Play the leitmotifs again; it’s back to Oz. The animals and Munchkins are in exile. We last saw Cynthia Erivo’s Elphaba when she swooped off on a newly enchanted broom to the strains of Defying Gravity. Now, in Wicked: For Good, she wanders through the darkened forests, sheltering a herd of talking animals like a cross between Dr Doolittle and Oskar Schindler. “How will you survive here?” asks an incongruously high-pitched bear, in a standard of exposition we must deal with for over two hours. “Nobody in Oz will be happy until you’re dead.” Disloyal friend Glinda (Ariana Grande) has been installed as Oz’s benevolent dictator. She’s gearing herself up to marry Fiyero (Jonathan Bailey), who is secretly but unconvincingly in love with Elphaba.
Forget everything you think you know about musicals. The slapstick appeal of the previous instalment has disappeared. This is a 138-minute Dark Night of the Soul. Bits of Holocaust films are mixed in half-heartedly. Families sell each other out. A goat teaches us about scapegoating.
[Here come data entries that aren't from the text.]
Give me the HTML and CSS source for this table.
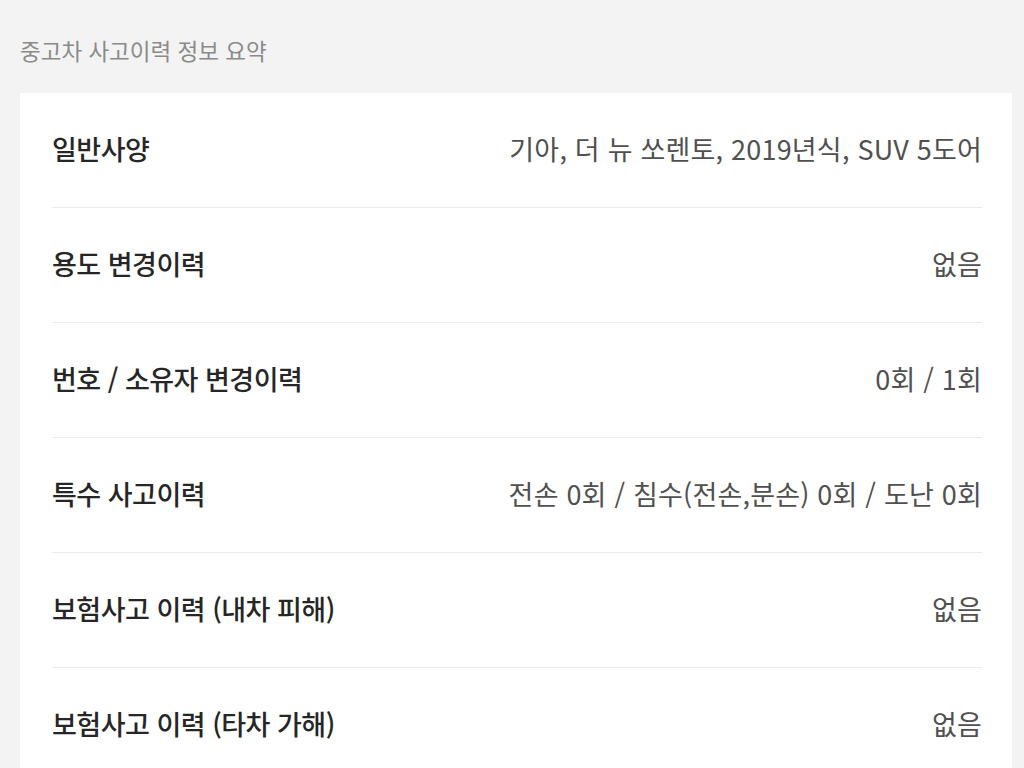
FILE: index.html
```html
<!DOCTYPE html>
<html lang="ko">
<head>
<meta charset="utf-8">
<title>중고차 사고이력 정보 요약</title>
<link rel="stylesheet" href="styles.css">
</head>
<body>
<main class="page">
  <h2 class="title">중고차 사고이력 정보 요약</h2>
  <section class="card">
    <div class="row"><span class="label">일반사양</span><span class="value">기아, 더 뉴 쏘렌토, 2019년식, SUV 5도어</span></div>
    <div class="row"><span class="label">용도 변경이력</span><span class="value">없음</span></div>
    <div class="row"><span class="label">번호 / 소유자 변경이력</span><span class="value">0회 / 1회</span></div>
    <div class="row"><span class="label">특수 사고이력</span><span class="value">전손 0회 / 침수(전손,분손) 0회 / 도난 0회</span></div>
    <div class="row"><span class="label">보험사고 이력 (내차 피해)</span><span class="value">없음</span></div>
    <div class="row"><span class="label">보험사고 이력 (타차 가해)</span><span class="value">없음</span></div>
  </section>
</main>
</body>
</html>
```

FILE: styles.css
```css
* { box-sizing: border-box; }
html, body {
  margin: 0;
  padding: 0;
  background: #f3f3f3;
  font-family: "Noto Sans CJK KR", "Noto Sans", sans-serif;
  overflow: hidden;
}
.page {
  padding: 30px 12px 0 20px;
}
.title {
  margin: 0;
  height: 63px;
  font-size: 22.5px;
  font-weight: 400;
  color: #8a8a8a;
  letter-spacing: 0;
  line-height: 40px;
}
.card {
  background: #fff;
  padding: 0 30px 0 32px;
}
.row {
  display: flex;
  justify-content: space-between;
  align-items: center;
  height: 115px;
  padding-bottom: 3px;
  border-bottom: 1px solid #ebebeb;
}
.label {
  font-size: 27px;
  font-weight: 500;
  color: #262626;
  letter-spacing: -0.5px;
}
.value {
  font-size: 27px;
  font-weight: 400;
  color: #505050;
  letter-spacing: 0.2px;
}
```
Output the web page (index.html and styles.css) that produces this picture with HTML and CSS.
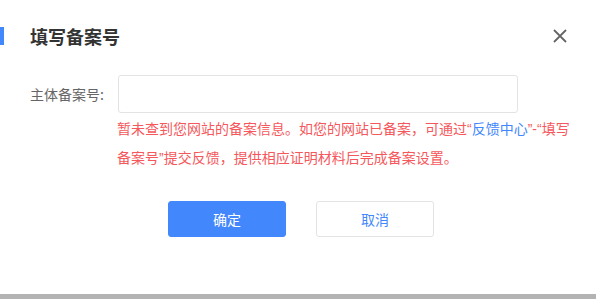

Elphaba’s sister Nessarose wickedly governs the East from an Art Nouveau study, surrounded by windows which somehow all face north. (Almost everything in Wicked: For Good faces north, even if it faced south earlier; the beautifully designed Emerald City set stretches limply into a washed-out sky.) Glinda’s an Eva Perón type now but she can’t even get a low-kelvin lightbulb for her dishwater-pink boudoir, which looks suspiciously like a real room from the very first episode of Alan Carr’s Interior Design Masters.
If you tried to make a first-person-shooter video game about the construction industry, it would probably resemble the Elphaba number No Good Deed, which places us above and to the rear of a miniature Cynthia Erivo as she flies between floating debris. We get nicely coloured Ziegfeld theatrics for Wonderful, which tries to explain the backstory of the Wizard; the extended runtime means the other musical numbers melt into each other in a sort of desaturated sludge.
We’re quietly spinning off Victor Fleming’s 1939 The Wizard of Oz here, even though there were eight or nine other films before it. Sometimes we pull back to avoid copyright infringement: Toto is a border terrier and not a Cairn; the Wicked Witch of the East wears different socks. But Dorothy’s blue gingham dress is more or less there, the Yellow Brick Road is the correct colour, and the fin de siècle-cum-Art Deco production design expands admirably on the labours of Metro Goldwyn-Mayer’s art department. Director Jon M Chu understands the popular mythic potential of the nearly 90-year-old film, which is why he follows the stage musical in obscuring Dorothy’s face and sometimes projecting her shadow onto a wall. Any interference with Judy Garland’s image would amount to a desecration.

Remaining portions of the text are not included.